A inclusão do nome social no RG foi um grande avanço para a comunidade LGBTQIAP , principalmente para pessoas trans e travestis, que passaram a ter o gênero com o qual se identificam reconhecidos, ao menos socialmente. “O uso do nome social interfere diretamente nas relações desses grupos vulneráveis no meio social ao qual pertencem e está amparado pela proteção da dignidade da pessoa humana”, afirma um trecho da ação civil pública.

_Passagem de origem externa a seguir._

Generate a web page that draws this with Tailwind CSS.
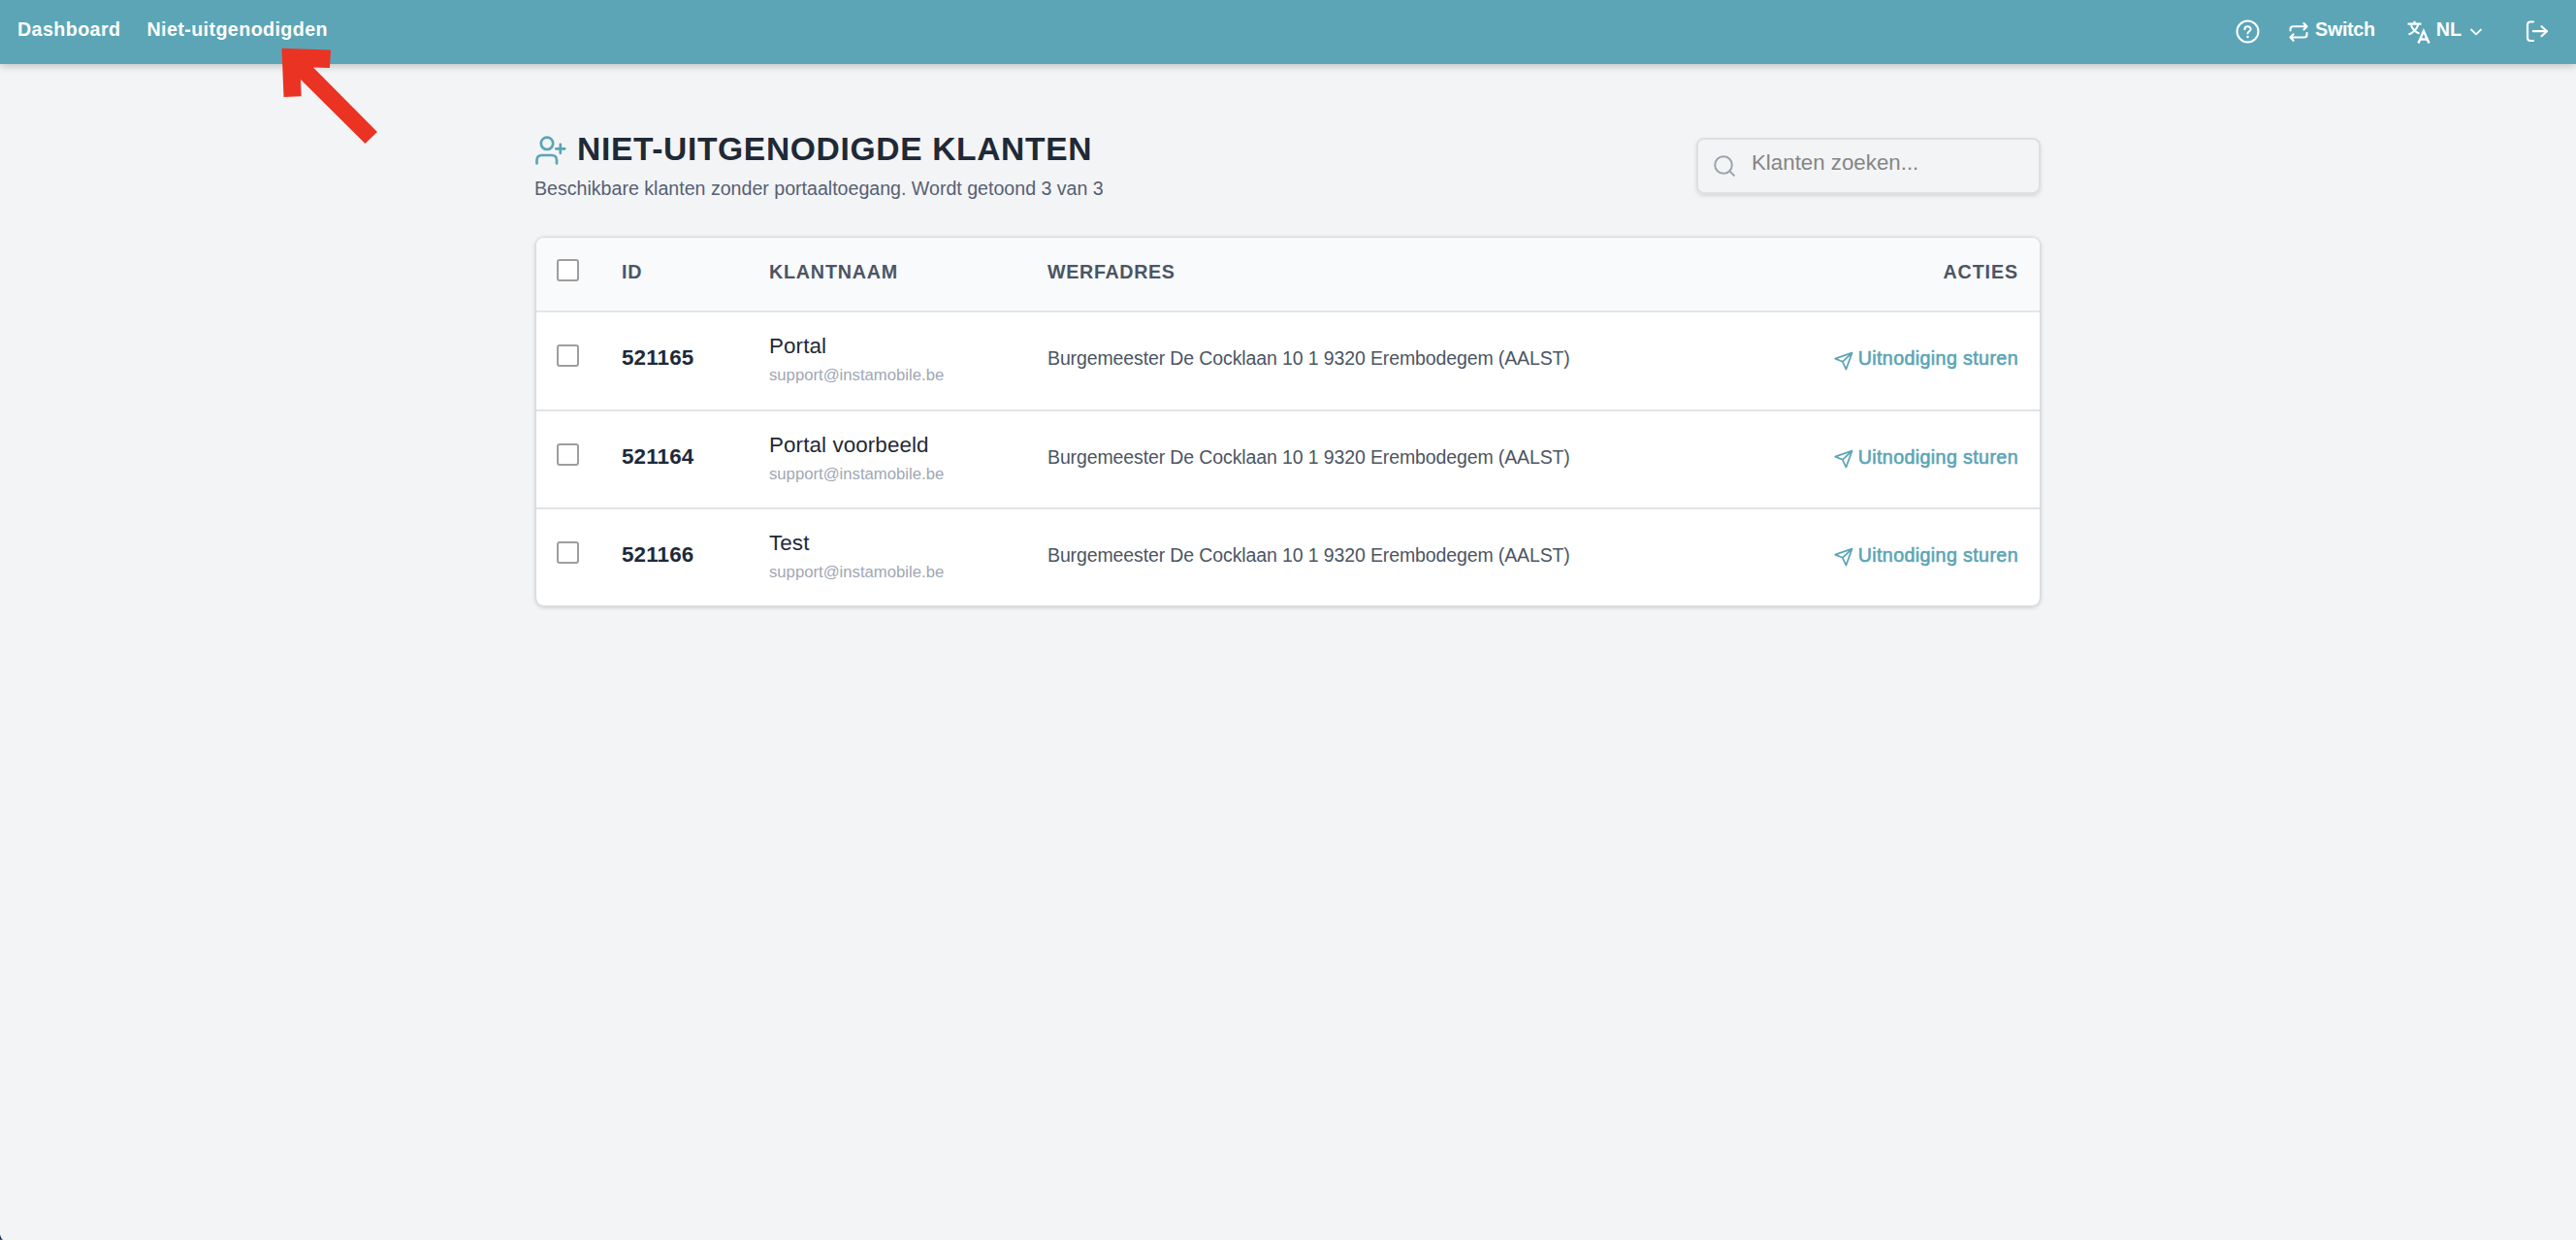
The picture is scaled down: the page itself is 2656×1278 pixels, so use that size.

Essa pequena alteração, no entanto, não altera a certidão de nascimento. Para mudar nome e gênero no registro civil de nascimento, é preciso passar por um processo mais burocrático e demorado: a retificação. A pessoa deverá apresentar mais de dez documentos diferentes, que deverão ser aprovados por um juiz e, em seguida, se apresentar em um cartório de registro civil de pessoas naturais, sem necessidade da presença de um advogado ou de um defensor público.
Nos casos de pessoas com nome e gênero retificado na certidão de nascimento, a transição do RG para o CIN não será problema, ao contrário do que afirmam algumas páginas de coletivos e projetos LGBTQIAP nas redes sociais, que têm compartilhado desinformação sobre o tema. Keila Simpson afirma que, nestes casos, as chances de constrangimento são menores, já que as informações que aparecerão no novo documento estarão atualizadas e sem discordância entre si. “Não se pode expor o nome ou 'sexo' anterior. É proibido pelo STF (Supremo Tribunal Federal) e CNJ (Conselho Nacional de Justiça). O problema maior está para pessoas não retificadas”, afirma em nota.
Inclusão de campo desnecessário
Para a Antra e a ABGLT, a inclusão do campo “sexo” na CIN aparece de forma desnecessária, já que não possui base ou demanda administrativa ou burocrática, e que outros documentos importantes não requerem essa informação, como o título de eleitor e o CNS (Cartão Nacional de Saúde). Segundo as entidades, para pessoas trans e travestis que não possuem o nome retificado, essa obrigatoriedade representa uma exposição que abre brechas para violências e violações de direitos.
Gustavo Coutinho, um dos advogados responsáveis pela ação contra a União, explica que é dever do Estado garantir que o documento não comprometa a vivência de pessoas trans e travestis. “É fundamental que o Estado forneça e adote medidas para emissão de carteira de identificação que não violem os direitos de pessoas trans. Caso haja uma decisão favorável em primeira instância, o que não acreditamos, nós continuaremos, não só em segunda instância, mas também nos tribunais superiores”, comenta ele.
Todos as unidades federativas do Brasil devem aderir à CIN até março de 2023. Por isso, as entidades pedem urgência na decisão, enxergando, na suspensão da emissão desses documentos, uma oportunidade de obrigar o governo federal a dialogar com a comunidade LGBTQIAP .
“Se o decreto tivesse a possibilidade de ser debatido antes da emissão dos primeiros RGs, seria muito melhor. Nós temos organizações da sociedade civil no Brasil inteiro que poderiam ser chamadas para debater esse assunto, para discutir qual a melhor maneira de fazer esse documento. E não pessoas do governo, em uma sala fechada, decidirem o que vão fazer sem ouvir quem vai se constranger, quem vai ser discriminado. A gente sabe que os estados ainda são poucos. Por isso, a nossa urgência de mover essa ação, para que as pessoas possam repensar e achar mecanismos que não vão constranger”, explica a presidenta da Antra.
A reportagem do DiversEM entrou em contato com a Advocacia Geral da União (AGU) e com o Ministério da Economia, mas ainda aguarda resposta.